Moreover, the biblical Hebrew alphabet is made up primarily of consonants. In the un-vocalized Hebrew alphabet, speech is necessary to give meaning to the un-vocalized words, otherwise the letters are a meaningless and chaotic code. Only with the spoken word are the vowels uttered. By exhaling one’s breath into the letters, the alphabet miraculously takes on a life and Spirit of its own, and words finally become meaningful.

In Latin the word spiritus means breath and air: The vital principle that gives life to the physical organisms in contrast to its purely material elements. Similarly, the Greek pneuma means breath and has a similar etymological connotation. For the Greeks, Spirit animates all beings in nature, particularly human beings, in stark opposition to the physical and the material things.

In the Gospels, the angel ─or messenger─ reveals to Mary that the Holy Spirit will come upon her. And that she will give birth to a child who will be called the Son of God. Later, Jesus is filled by the Holy Spirit and led to the desert to fast for 40 days prior to his mission. Soon after his return from the desert during is baptism, the Spirit Came down from heaven: And then there was a voice from heaven, “This is my Son, the Beloved; my favor rests with him”.

The Acts describe how the apostles, who were gathered together during the Pentecost, were startled by the sound of a violent wind, soon to be filled with the presence of the Holy Spirit. They were henceforth empowered to express themselves in a convincing manner and preach to the outside world.
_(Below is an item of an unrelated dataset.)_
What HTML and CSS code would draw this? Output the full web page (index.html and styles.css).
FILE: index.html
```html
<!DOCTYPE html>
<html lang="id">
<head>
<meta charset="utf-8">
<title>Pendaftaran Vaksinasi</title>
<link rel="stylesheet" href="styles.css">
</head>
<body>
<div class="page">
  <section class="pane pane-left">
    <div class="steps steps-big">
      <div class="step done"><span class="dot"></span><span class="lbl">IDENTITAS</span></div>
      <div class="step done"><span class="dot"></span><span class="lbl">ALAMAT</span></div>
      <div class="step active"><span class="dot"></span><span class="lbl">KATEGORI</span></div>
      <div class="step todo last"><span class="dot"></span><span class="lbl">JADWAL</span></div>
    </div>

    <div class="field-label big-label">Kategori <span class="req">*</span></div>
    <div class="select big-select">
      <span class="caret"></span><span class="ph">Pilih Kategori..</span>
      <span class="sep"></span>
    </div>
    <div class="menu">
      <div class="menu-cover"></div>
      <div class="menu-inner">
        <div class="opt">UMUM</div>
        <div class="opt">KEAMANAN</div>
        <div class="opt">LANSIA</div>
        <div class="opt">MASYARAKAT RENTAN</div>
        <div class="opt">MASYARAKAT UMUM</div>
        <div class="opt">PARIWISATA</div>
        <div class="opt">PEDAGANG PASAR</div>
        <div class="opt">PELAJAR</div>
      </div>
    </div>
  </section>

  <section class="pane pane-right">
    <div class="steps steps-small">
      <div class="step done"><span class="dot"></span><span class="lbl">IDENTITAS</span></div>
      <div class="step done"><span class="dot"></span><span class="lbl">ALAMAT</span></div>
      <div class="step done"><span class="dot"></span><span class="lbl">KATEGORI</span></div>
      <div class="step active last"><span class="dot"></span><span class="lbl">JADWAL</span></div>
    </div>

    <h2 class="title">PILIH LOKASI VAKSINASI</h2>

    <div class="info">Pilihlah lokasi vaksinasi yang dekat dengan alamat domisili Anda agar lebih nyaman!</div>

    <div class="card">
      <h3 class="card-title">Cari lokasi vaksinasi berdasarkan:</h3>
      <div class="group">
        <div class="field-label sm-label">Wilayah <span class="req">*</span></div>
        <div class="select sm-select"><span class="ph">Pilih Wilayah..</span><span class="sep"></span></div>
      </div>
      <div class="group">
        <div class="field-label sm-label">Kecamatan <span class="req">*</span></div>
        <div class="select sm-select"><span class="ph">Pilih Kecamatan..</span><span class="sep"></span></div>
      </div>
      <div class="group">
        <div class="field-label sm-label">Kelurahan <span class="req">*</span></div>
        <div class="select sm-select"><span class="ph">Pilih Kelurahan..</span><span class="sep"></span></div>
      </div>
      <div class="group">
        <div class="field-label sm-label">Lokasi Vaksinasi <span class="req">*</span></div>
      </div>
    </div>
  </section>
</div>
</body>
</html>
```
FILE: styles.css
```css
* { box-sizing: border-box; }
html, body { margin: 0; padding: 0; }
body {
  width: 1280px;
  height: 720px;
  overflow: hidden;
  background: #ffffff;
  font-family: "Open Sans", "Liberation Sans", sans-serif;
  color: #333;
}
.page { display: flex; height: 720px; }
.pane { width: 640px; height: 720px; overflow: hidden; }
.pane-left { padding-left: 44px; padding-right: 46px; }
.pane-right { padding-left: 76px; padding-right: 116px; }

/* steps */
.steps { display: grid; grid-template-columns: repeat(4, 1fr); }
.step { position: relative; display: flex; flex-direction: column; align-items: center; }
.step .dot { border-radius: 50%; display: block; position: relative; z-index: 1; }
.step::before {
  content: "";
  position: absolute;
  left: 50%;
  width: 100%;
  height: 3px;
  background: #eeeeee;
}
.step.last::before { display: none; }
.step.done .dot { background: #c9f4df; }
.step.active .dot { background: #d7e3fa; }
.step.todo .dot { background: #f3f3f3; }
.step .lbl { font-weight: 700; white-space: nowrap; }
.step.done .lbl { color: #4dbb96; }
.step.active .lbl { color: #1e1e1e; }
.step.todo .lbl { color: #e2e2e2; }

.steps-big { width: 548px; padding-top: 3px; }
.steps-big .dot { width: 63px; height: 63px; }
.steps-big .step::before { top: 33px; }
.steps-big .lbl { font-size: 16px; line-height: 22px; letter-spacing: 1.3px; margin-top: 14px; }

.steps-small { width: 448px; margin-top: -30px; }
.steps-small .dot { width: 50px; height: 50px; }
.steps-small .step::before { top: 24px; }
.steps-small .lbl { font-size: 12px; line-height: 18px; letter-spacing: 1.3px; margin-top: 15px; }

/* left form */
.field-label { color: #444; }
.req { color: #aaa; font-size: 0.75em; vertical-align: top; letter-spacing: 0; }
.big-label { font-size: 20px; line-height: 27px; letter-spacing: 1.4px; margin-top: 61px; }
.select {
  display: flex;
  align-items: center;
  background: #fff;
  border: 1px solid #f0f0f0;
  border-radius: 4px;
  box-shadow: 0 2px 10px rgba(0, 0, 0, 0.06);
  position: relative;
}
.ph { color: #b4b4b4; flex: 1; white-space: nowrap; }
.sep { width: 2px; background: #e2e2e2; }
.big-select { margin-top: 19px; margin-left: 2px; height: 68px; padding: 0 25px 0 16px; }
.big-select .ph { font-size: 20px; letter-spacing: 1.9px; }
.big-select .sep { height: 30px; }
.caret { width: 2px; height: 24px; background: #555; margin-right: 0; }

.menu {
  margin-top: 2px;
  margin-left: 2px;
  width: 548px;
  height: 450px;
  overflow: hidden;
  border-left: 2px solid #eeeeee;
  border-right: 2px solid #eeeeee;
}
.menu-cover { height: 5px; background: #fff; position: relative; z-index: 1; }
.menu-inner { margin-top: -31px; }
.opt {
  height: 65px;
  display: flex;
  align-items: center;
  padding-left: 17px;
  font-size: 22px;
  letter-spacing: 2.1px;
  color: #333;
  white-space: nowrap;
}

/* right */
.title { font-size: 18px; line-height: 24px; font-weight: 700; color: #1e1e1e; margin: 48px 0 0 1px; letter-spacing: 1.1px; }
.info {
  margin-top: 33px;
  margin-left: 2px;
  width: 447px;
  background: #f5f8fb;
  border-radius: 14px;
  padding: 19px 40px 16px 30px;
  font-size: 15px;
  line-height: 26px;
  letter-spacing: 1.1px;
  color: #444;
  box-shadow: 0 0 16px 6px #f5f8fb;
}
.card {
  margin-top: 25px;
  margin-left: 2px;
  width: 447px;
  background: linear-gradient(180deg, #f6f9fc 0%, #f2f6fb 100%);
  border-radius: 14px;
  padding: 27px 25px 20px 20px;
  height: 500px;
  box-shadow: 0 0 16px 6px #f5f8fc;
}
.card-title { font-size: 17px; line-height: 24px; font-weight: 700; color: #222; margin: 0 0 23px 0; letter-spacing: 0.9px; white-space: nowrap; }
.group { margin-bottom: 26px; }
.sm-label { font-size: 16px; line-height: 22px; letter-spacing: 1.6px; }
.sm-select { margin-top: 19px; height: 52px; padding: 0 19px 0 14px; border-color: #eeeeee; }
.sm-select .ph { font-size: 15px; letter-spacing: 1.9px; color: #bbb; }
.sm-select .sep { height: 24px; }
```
All these examples point to the Spirit as the presence of God as a means of communication.

The Spirit effectively gave the apostles the inspiration to communicate to others the Good News about the impending return of the Messiah. The rhetorical gift of preaching and baptizing allowed them to convert a greater number of followers and communities. The early churches ─meaning; assembly or a gathering convoked for religious purposes─ were mostly comprised of Jewish members with a small number of non-Jews. These early members voluntarily shared their possessions and communal duties. The “communion of the breaking of the bread” was the central rite of these assemblies.

The conversion of Paul, a former persecutor of Christians, resulted in the conversion of an increasing number of non-Jewish members. The inclusion of non-Jews and a growing number of churches also increased the tensions between Jews and the Gentiles. These tensions were eventually resolved by compromises made in Jewish dietary laws, circumcision and in cultic pagan rituals.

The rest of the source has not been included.